Comment abordez-vous votre travail ?
Un acteur, c’est quelqu’un qui travaille sur la longueur. Si l’on existe après dix ans, c’est vraiment bon signe. C’est aussi cela, le métier d’acteur : le rester même entre deux projets, deux tournages, ces mois sans travail, ces moments d’interrogation qui nous remettent à l’endroit pour savoir ce que l’on a envie de faire et avec qui, de quoi on a envie de parler. Être acteur, c’est aussi partager cela, traverser cela. Les périodes à côté, c’est toujours beaucoup plus compliqué.
Qu’est-ce qui vous plaît dans un personnage ?
Je n’ai pas besoin qu’on me raconte tout d’un personnage, je n’ai pas besoin de tout savoir, de tout comprendre. J’adore ce que l’on ne sait pas, comme dans la vie, comme une personne qui ne raconte pas tout quand on la rencontre. Qui est cet homme, qui est cette femme ? C’est quand même beaucoup plus intéressant que quelqu’un qui se raconte de A à Z en trente minutes. Les personnages avec lesquels on peut passer sept ans de sa vie sont des personnages qui se taisent, qui ne dévoilent pas tout d’eux-mêmes. Pour un comédien, c’est une belle expérience.
La fiction française offre-t-elle une palette de personnages suffisamment importante, complexe ?

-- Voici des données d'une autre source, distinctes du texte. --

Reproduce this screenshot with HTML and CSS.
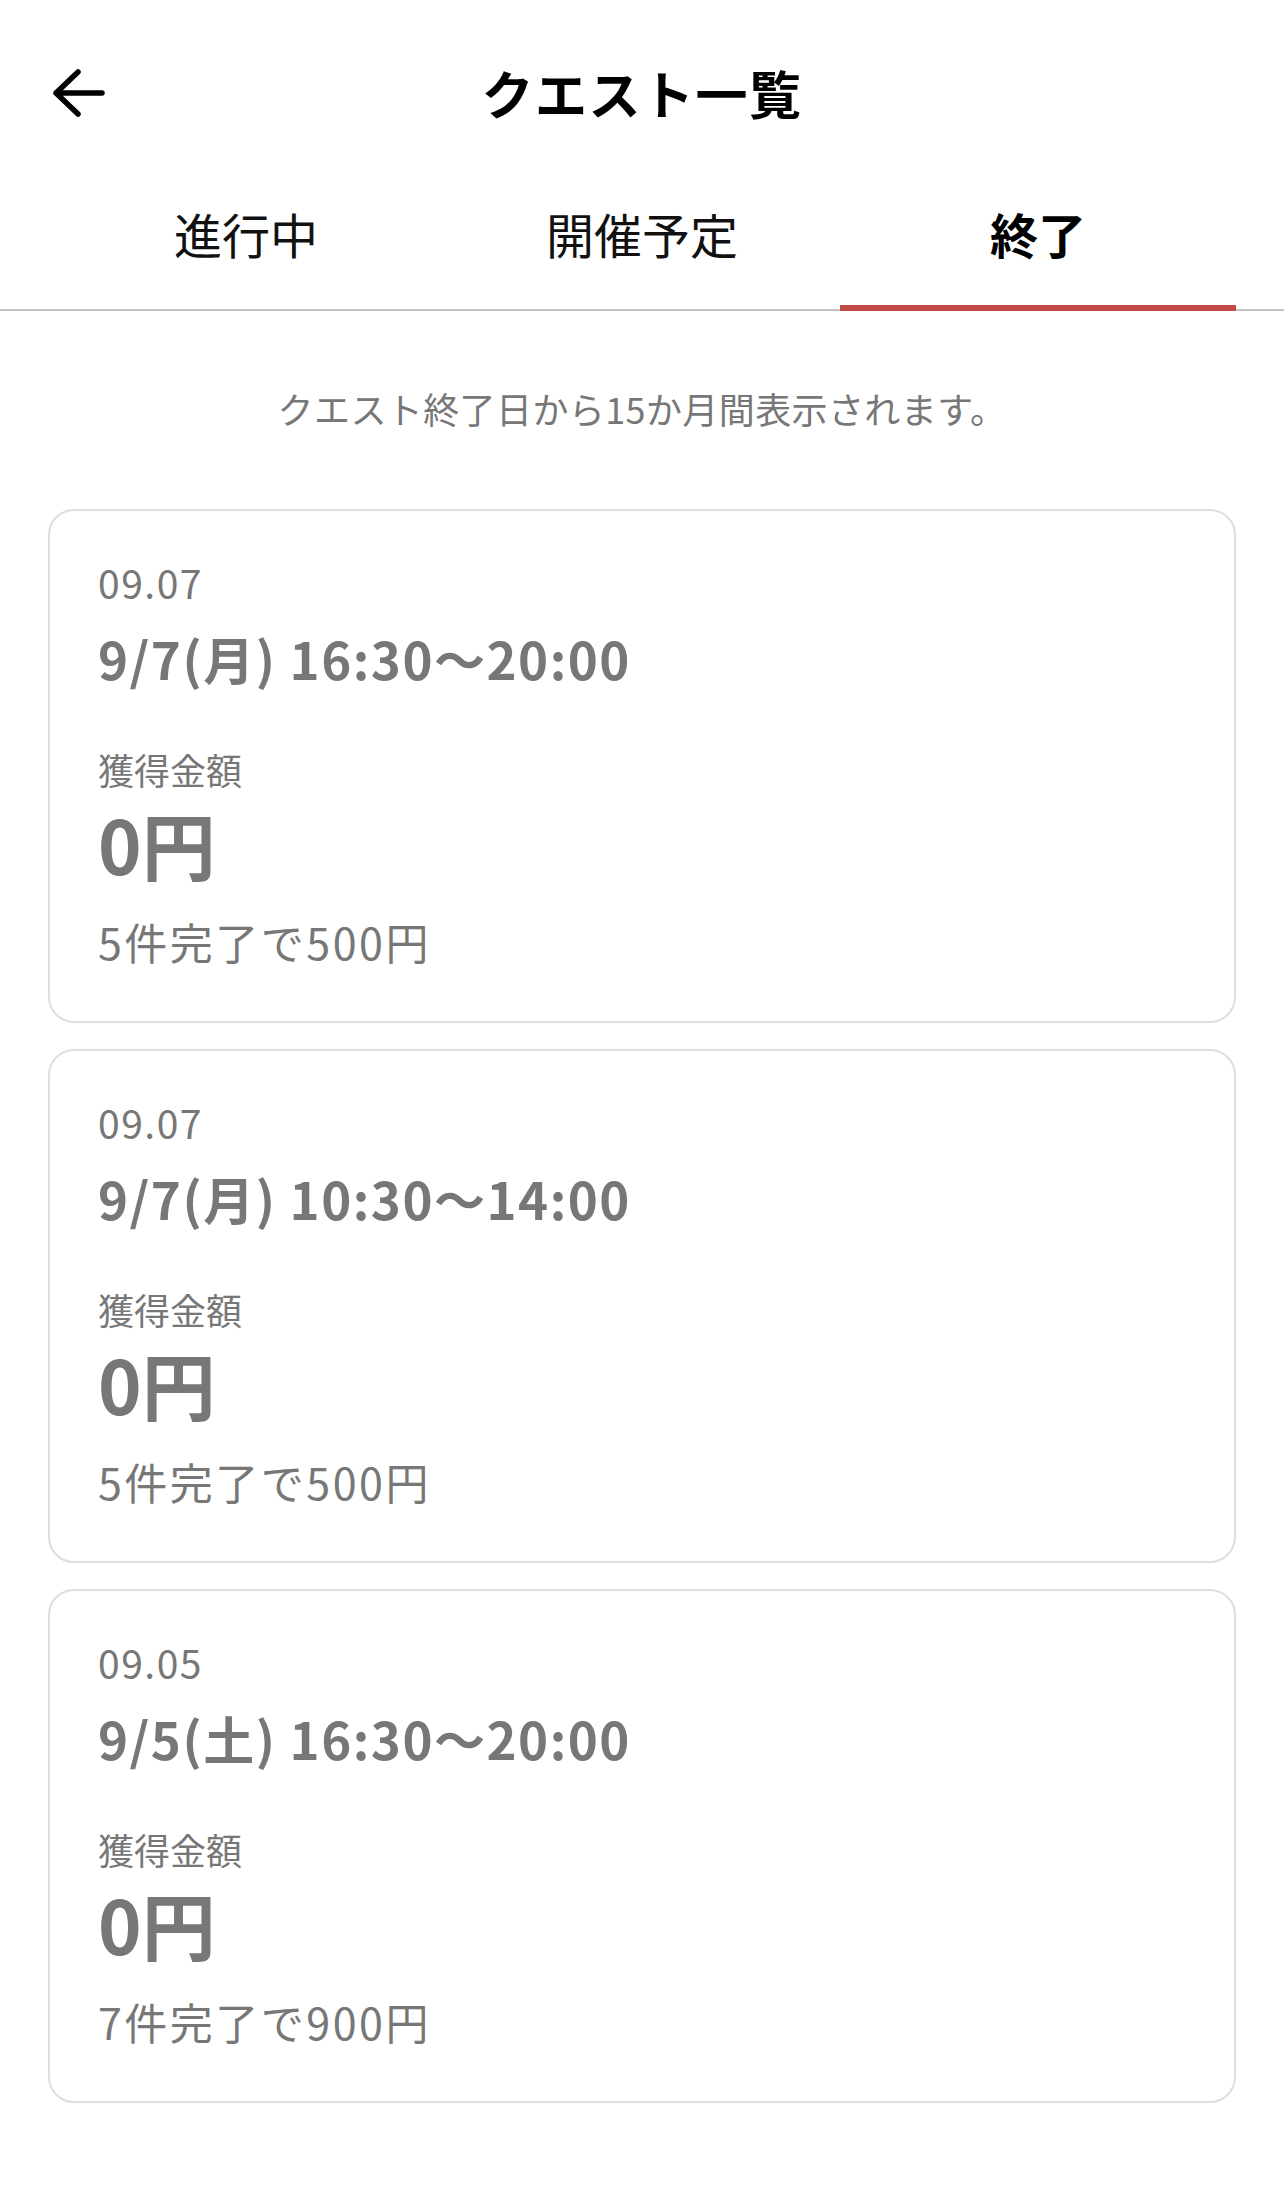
FILE: index.html
```html
<!DOCTYPE html>
<html lang="ja">

<head>
    <meta charset="UTF-8">
    <meta name="viewport" content="width=device-width, initial-scale=1.0">
    <title>クエスト一覧</title>
    <link rel="stylesheet" href="styles.css">
</head>

<body>
    <header class="top-bar">
        <div class="back">
            <svg class="back-icon" viewBox="0 0 52 48" width="52" height="48">
                <path d="M3 24 H49 M3 24 L25 3 M3 24 L25 45" fill="none" stroke="#000" stroke-width="5.5" stroke-linecap="round" stroke-linejoin="round"/>
            </svg>
        </div>
        <h1>クエスト一覧</h1>
        <div></div>
    </header>

    <nav class="tabs">
        <div class="tab">進行中</div>
        <div class="tab">開催予定</div>
        <div class="tab active">終了</div>
    </nav>

    <p class="notice">クエスト終了日から15か月間表示されます。</p>

    <ul class="quest-list">
        <li class="quest-card">
            <div class="quest-date">09.07</div>
            <div class="quest-time">9/7(月) 16:30〜20:00</div>
            <div class="quest-label">獲得金額</div>
            <div class="quest-amount">0円</div>
            <div class="quest-note">5件完了で500円</div>
        </li>
        <li class="quest-card">
            <div class="quest-date">09.07</div>
            <div class="quest-time">9/7(月) 10:30〜14:00</div>
            <div class="quest-label">獲得金額</div>
            <div class="quest-amount">0円</div>
            <div class="quest-note">5件完了で500円</div>
        </li>
        <li class="quest-card">
            <div class="quest-date">09.05</div>
            <div class="quest-time">9/5(土) 16:30〜20:00</div>
            <div class="quest-label">獲得金額</div>
            <div class="quest-amount">0円</div>
            <div class="quest-note">7件完了で900円</div>
        </li>
    </ul>
</body>

</html>
```

FILE: styles.css
```css
* {
    margin: 0;
    padding: 0;
    box-sizing: border-box;
}

body {
    background: #fff;
    font-family: "Noto Sans CJK JP", "Noto Sans", sans-serif;
    color: #000;
}

.top-bar {
    display: grid;
    grid-template-columns: 1fr auto 1fr;
    align-items: center;
    padding: 60px 53px 0;
}

.back {
    display: flex;
    align-items: center;
}

.back-icon {
    display: block;
}

.top-bar h1 {
    font-size: 52px;
    font-weight: bold;
    line-height: 66px;
    letter-spacing: 1.5px;
}

.tabs {
    display: flex;
    padding: 0 48px;
    border-bottom: 2px solid #c2c2c2;
}

.tab {
    flex: 1;
    text-align: center;
    font-size: 48px;
    line-height: 60px;
    padding: 77px 0 42px;
    border-bottom: 6px solid transparent;
    margin-bottom: -2px;
    color: #111;
}

.tab.active {
    font-weight: bold;
    color: #000;
    border-bottom-color: #c24a45;
}

.notice {
    text-align: center;
    font-size: 36px;
    line-height: 54px;
    letter-spacing: 0.4px;
    color: #777;
    padding-top: 70px;
}

.quest-list {
    list-style: none;
    padding: 74px 48px 0;
    display: flex;
    flex-direction: column;
    gap: 26px;
}

.quest-card {
    border: 2px solid #dedede;
    border-radius: 26px;
    padding: 47px 48px 50px;
    color: #777;
}

.quest-date {
    font-size: 39px;
    line-height: 48px;
    letter-spacing: 1.5px;
}

.quest-time {
    font-size: 51px;
    font-weight: bold;
    line-height: 60px;
    margin-top: 22px;
    letter-spacing: 1.5px;
}

.quest-label {
    font-size: 36px;
    line-height: 48px;
    margin-top: 57px;
}

.quest-amount {
    font-size: 74px;
    font-weight: bold;
    line-height: 84px;
    margin-top: 8px;
}

.quest-note {
    font-size: 43px;
    line-height: 60px;
    margin-top: 26px;
    letter-spacing: 2.5px;
}
```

J’ai eu peut-être de la chance, mais c’est en télévision que j’ai trouvé les plus beaux rôles. Sans doute parce que j’ai rencontré les bonnes personnes au bon moment. Je vais là où ça me plaît, mais il faut beaucoup de patience ! Et l’on ne reçoit pas tous les jours de beaux projets. Il m’arrive de dire « non, merci », même si la plupart du temps je dis oui par curiosité. Mais il y a des choses à la télévision, on se dit juste que ce n’est pas possible ! En tout cas, que ce n’est pas pour moi. Je garde cette exigence-là, à mon endroit, qui n’est pas celui d’une grande star. On doit garder un minimum d’éthique, même si l’on doit travailler.